For the reception scene organized by ENAC Alumni, the film team called on real graduates of the École nationale de l'aviation civile.

== Release ==
The film had its world premiere at the 32nd Alliance Française French Film Festival in Australia on 5 March 2021. It was theatrically released in France by Studiocanal on 8 September 2021, being simultaneously released in Belgium by Anga Distribution. International sales were handled by Studiocanal. Distrib Films gave the film a limited theatrical release in the United States, first at the Village East by Angelika in New York City on 29 April 2022, followed by Laemmle Glendale in California on 6 May 2022.

== Reception ==

=== Box office ===
The film was a major success in France, where it sold 1.2 million admissions, grossing a domestic total of million and a worldwide total of million.

=== Critical response ===
Black Box received an average rating of 3.8 out of 5 stars on the French website AlloCiné, based on 33 reviews. On Rotten Tomatoes, the film holds an approval rating of 94% based on 18 reviews, with an average rating of 7.3/10.

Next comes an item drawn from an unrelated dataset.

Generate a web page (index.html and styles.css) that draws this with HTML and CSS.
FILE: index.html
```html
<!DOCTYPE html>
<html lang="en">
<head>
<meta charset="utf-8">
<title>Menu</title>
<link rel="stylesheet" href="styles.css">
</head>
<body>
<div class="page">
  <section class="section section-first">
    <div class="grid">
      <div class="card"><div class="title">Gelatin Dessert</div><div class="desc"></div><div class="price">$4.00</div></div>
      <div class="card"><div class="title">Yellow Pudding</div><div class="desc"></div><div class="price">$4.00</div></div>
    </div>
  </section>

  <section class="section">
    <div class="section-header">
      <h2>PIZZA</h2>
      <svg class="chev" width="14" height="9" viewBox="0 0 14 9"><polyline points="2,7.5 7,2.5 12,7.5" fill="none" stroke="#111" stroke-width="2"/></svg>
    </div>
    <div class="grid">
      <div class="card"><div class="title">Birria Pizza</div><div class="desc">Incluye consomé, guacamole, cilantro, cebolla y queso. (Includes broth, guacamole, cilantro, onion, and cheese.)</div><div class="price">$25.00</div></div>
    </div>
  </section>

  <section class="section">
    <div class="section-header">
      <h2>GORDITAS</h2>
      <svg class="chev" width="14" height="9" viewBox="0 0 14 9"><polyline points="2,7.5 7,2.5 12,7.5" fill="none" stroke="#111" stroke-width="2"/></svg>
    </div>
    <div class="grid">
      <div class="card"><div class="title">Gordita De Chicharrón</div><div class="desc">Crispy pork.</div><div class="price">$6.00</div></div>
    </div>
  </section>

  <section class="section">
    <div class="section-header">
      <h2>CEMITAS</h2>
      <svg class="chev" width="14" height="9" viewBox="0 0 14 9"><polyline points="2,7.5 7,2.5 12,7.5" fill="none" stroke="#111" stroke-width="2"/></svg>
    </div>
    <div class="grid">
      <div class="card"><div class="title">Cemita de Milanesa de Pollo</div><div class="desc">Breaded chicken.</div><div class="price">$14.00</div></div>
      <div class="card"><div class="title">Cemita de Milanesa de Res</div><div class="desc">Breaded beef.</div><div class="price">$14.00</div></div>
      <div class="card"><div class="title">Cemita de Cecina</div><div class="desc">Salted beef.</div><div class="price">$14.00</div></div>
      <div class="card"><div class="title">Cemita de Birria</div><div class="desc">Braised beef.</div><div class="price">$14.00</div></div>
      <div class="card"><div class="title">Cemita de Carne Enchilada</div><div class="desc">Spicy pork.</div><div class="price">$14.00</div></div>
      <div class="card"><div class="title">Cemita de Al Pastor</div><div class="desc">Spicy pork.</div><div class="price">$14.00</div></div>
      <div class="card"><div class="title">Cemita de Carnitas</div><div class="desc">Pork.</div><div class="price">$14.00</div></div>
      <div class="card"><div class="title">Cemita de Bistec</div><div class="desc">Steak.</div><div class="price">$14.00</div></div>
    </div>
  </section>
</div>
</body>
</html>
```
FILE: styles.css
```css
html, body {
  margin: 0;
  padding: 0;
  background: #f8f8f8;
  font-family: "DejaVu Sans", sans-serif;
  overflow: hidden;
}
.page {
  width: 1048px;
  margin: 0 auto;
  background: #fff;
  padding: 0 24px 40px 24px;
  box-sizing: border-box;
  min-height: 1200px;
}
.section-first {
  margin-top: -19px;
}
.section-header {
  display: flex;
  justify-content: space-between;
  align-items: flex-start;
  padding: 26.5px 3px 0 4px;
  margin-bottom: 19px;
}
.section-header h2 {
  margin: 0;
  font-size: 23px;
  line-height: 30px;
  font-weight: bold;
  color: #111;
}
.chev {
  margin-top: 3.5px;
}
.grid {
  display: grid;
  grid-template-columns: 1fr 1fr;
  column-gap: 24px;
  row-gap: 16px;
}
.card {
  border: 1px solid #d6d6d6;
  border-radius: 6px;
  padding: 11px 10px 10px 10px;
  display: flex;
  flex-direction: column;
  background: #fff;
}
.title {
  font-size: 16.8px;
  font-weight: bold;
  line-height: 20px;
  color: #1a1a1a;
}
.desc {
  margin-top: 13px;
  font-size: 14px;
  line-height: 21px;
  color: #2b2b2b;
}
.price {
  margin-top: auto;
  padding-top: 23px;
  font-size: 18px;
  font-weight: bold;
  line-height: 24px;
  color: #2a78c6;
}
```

Le Monde published a positive review of the film, writing, "If the nature of the conspiracy that the hero faces is perhaps a little too obvious, the film is nevertheless distinguished by the qualities of a narrative that skillfully keeps the viewer in suspense".

===Accolades===

| Award | Date of ceremony | Category | Recipient(s) | Result | Ref. |
| César Awards | 25 February 2022 | Best Actor | Pierre Niney | Nominated |  |
| Best Original Screenplay | Yann Gozlan, Simon Moutaïrou, Nicolas Bouvet-Levrard | Nominated |
| Best Editing | Valentin Féron | Nominated |
| Best Sound | Nicolas Provost, Nicolas Bouvet-Levrard, and Marc Doisne | Nominated |
| Best Original Music | Philippe Rombi | Nominated |
| Jakarta Film Week | 21 November 2021 | Global Feature Award | Black Box | Nominated |  |
| Reims Polar | 30 May 2021 | Prix du public | Won |  |

== Remake ==
In December 2025, Netflix purchased remake rights and attached Tim Fehlbaum to direct.